- Date: 25–31 July 2016
- Edition: 9th
- Location: Biella, Italy

Champions

Singles
- Federico Gaio

Doubles
- Andre Begemann / Leander Paes
| Thindown Challenger Biella |

= 2016 Thindown Challenger Biella =

The 2016 Thindown Challenger Biella is a professional tennis tournament played on outdoor red clay courts. It is part of the 2016 ATP Challenger Tour.

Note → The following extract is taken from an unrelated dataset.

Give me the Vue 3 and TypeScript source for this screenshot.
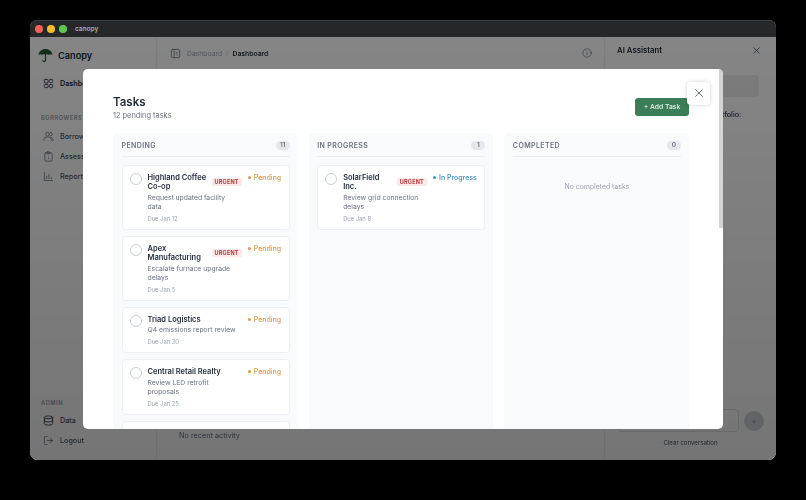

It took place in Biella, Italy between 25 and 31 July 2016.

==Entrants==

===Seeds===

| Country | Player | Rank^{1} | Seed |
|---|---|---|---|
| ITA | Paolo Lorenzi | 48 | 1 |
| BRA | Thomaz Bellucci | 49 | 2 |
| SRB | Dušan Lajović | 83 | 3 |
| ARG | Carlos Berlocq | 87 | 4 |
| RUS | Karen Khachanov | 104 | 5 |
| SVK | Andrej Martin | 124 | 6 |
| ARG | Marco Trungelliti | 130 | 7 |
| GER | Daniel Brands | 135 | 8 |

- Rankings are as of July 18, 2016.

===Other entrants===
The following players received wildcards into the singles main draw:
- ITA Paolo Lorenzi
- ITA Gianluca Mager
- ITA Stefano Napolitano
- ITA Gianluigi Quinzi

The following player received entry into the singles main draw as a special exempt:
- RUS Aslan Karatsev

The following players received entry from the qualifying draw:
- BIH Tomislav Brkić
- ARG Andrea Collarini
- CRO Viktor Galović
- ITA Francisco Bahamonde

==Champions==

===Singles===

- ITA Federico Gaio def. BRA Thomaz Bellucci 7–6^{(7–5)}, 6–2.

===Doubles===

- GER Andre Begemann / IND Leander Paes def. SVK Andrej Martin / CHI Hans Podlipnik 6–4, 6–4.